What to work on
Quote the entries in full, character for character, without their images.

(Records excerpted from a collection)
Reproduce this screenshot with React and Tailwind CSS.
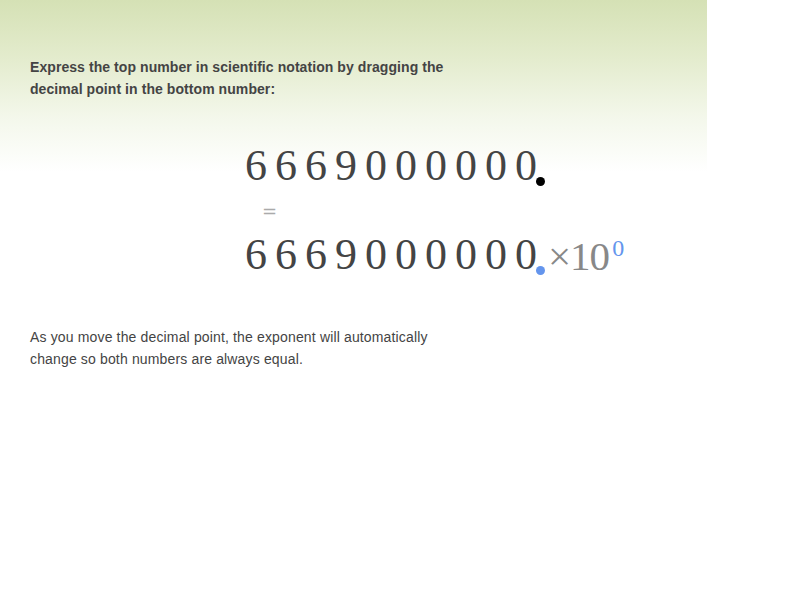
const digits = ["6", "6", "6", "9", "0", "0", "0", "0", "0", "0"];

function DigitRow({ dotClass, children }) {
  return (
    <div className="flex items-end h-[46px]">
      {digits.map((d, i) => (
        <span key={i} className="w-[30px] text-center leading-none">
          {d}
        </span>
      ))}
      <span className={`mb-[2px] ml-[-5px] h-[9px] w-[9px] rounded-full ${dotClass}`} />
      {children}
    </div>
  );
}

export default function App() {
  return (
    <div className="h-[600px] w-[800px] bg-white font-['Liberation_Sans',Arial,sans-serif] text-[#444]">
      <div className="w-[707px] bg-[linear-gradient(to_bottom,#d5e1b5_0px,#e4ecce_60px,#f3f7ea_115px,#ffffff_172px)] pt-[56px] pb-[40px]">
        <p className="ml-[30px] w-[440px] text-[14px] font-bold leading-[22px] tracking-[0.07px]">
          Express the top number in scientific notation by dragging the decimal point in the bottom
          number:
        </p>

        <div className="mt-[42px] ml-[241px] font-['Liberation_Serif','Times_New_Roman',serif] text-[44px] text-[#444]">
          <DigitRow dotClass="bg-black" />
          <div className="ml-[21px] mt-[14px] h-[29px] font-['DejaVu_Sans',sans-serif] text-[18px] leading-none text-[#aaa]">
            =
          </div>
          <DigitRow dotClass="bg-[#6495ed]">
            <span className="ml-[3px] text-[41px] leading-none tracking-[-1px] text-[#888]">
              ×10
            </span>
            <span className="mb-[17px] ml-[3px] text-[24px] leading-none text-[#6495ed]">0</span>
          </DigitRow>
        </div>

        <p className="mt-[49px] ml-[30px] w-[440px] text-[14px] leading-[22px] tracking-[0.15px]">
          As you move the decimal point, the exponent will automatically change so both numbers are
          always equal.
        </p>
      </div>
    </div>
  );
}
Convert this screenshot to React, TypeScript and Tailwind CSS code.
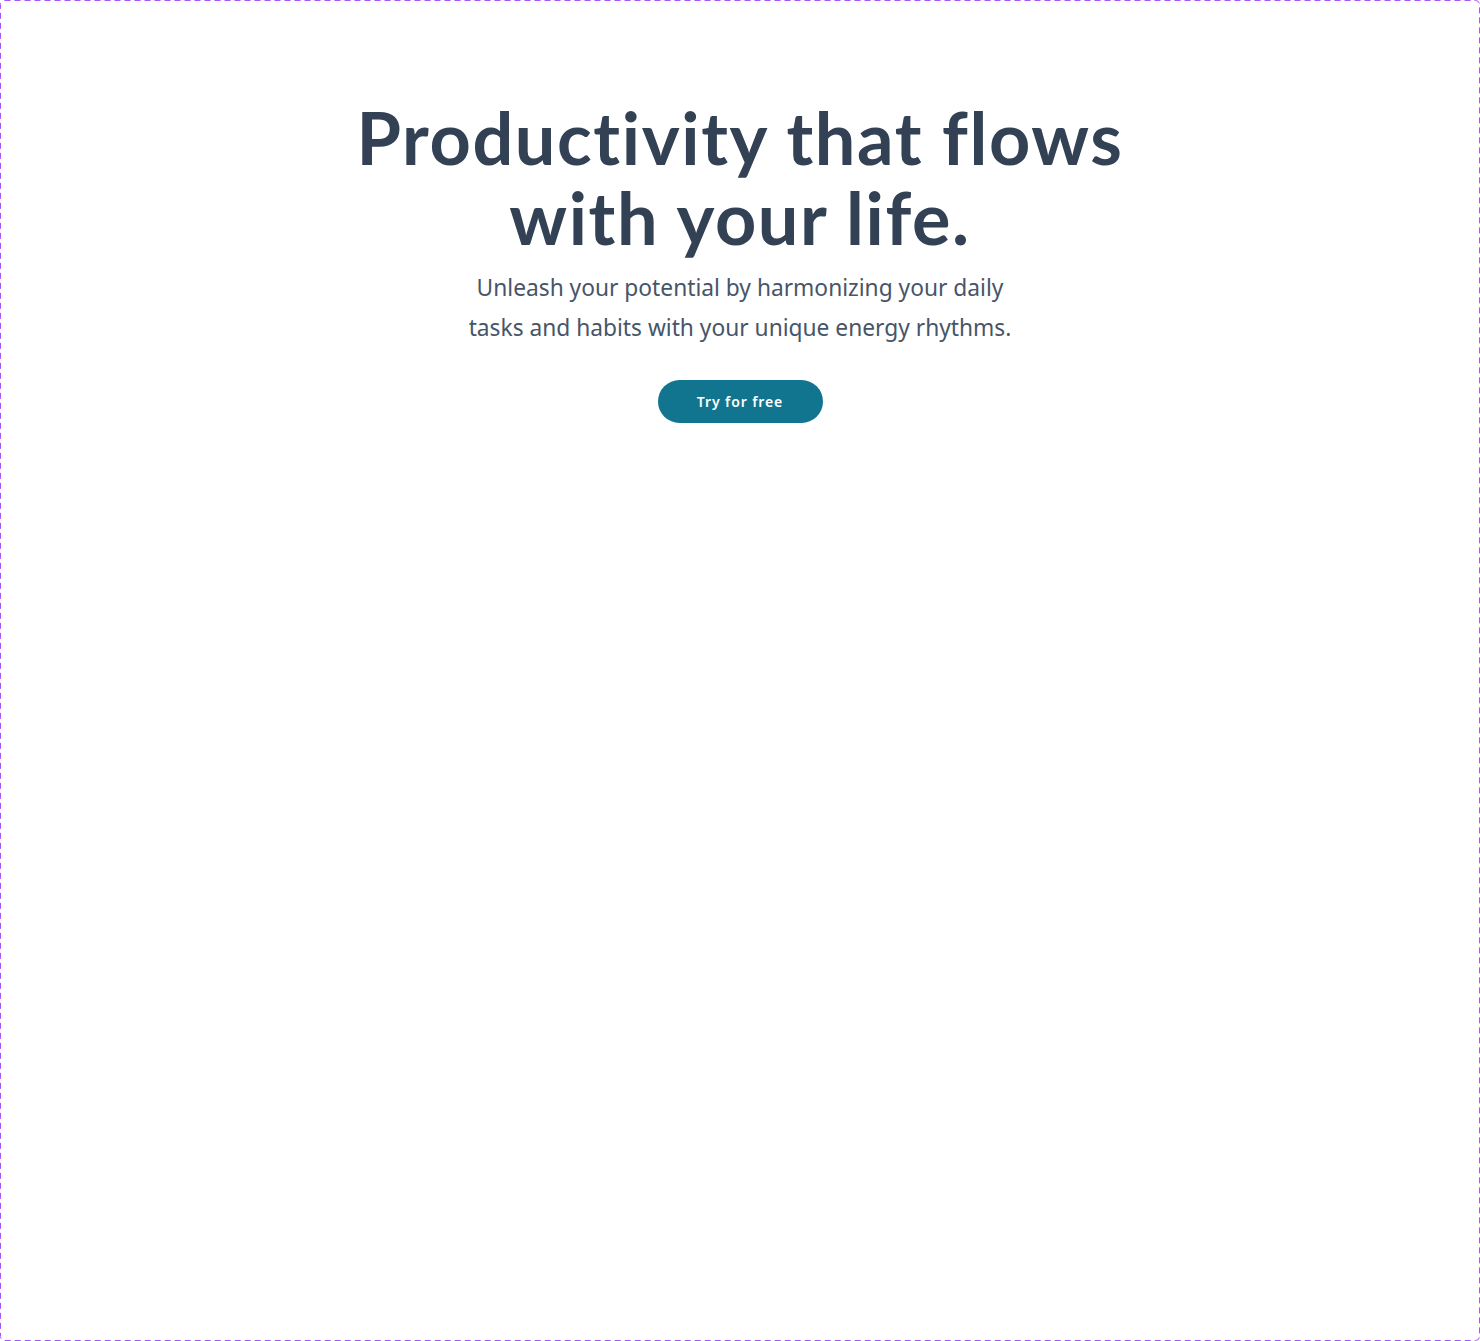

Result of the exercise
Reproduce this screenshot with React and Tailwind CSS.
const digits = ["6", "6", "6", "9", "0", "0", "0", "0", "0", "0"];

function DigitRow({ dotClass, children }) {
  return (
    <div className="flex items-end h-[46px]">
      {digits.map((d, i) => (
        <span key={i} className="w-[30px] text-center leading-none">
          {d}
        </span>
      ))}
      <span className={`mb-[2px] ml-[-5px] h-[9px] w-[9px] rounded-full ${dotClass}`} />
      {children}
    </div>
  );
}

export default function App() {
  return (
    <div className="h-[600px] w-[800px] bg-white font-['Liberation_Sans',Arial,sans-serif] text-[#444]">
      <div className="w-[707px] bg-[linear-gradient(to_bottom,#d5e1b5_0px,#e4ecce_60px,#f3f7ea_115px,#ffffff_172px)] pt-[56px] pb-[40px]">
        <p className="ml-[30px] w-[440px] text-[14px] font-bold leading-[22px] tracking-[0.07px]">
          Express the top number in scientific notation by dragging the decimal point in the bottom
          number:
        </p>

        <div className="mt-[42px] ml-[241px] font-['Liberation_Serif','Times_New_Roman',serif] text-[44px] text-[#444]">
          <DigitRow dotClass="bg-black" />
          <div className="ml-[21px] mt-[14px] h-[29px] font-['DejaVu_Sans',sans-serif] text-[18px] leading-none text-[#aaa]">
            =
          </div>
          <DigitRow dotClass="bg-[#6495ed]">
            <span className="ml-[3px] text-[41px] leading-none tracking-[-1px] text-[#888]">
              ×10
            </span>
            <span className="mb-[17px] ml-[3px] text-[24px] leading-none text-[#6495ed]">0</span>
          </DigitRow>
        </div>

        <p className="mt-[49px] ml-[30px] w-[440px] text-[14px] leading-[22px] tracking-[0.15px]">
          As you move the decimal point, the exponent will automatically change so both numbers are
          always equal.
        </p>
      </div>
    </div>
  );
}
Convert this screenshot to React, TypeScript and Tailwind CSS code.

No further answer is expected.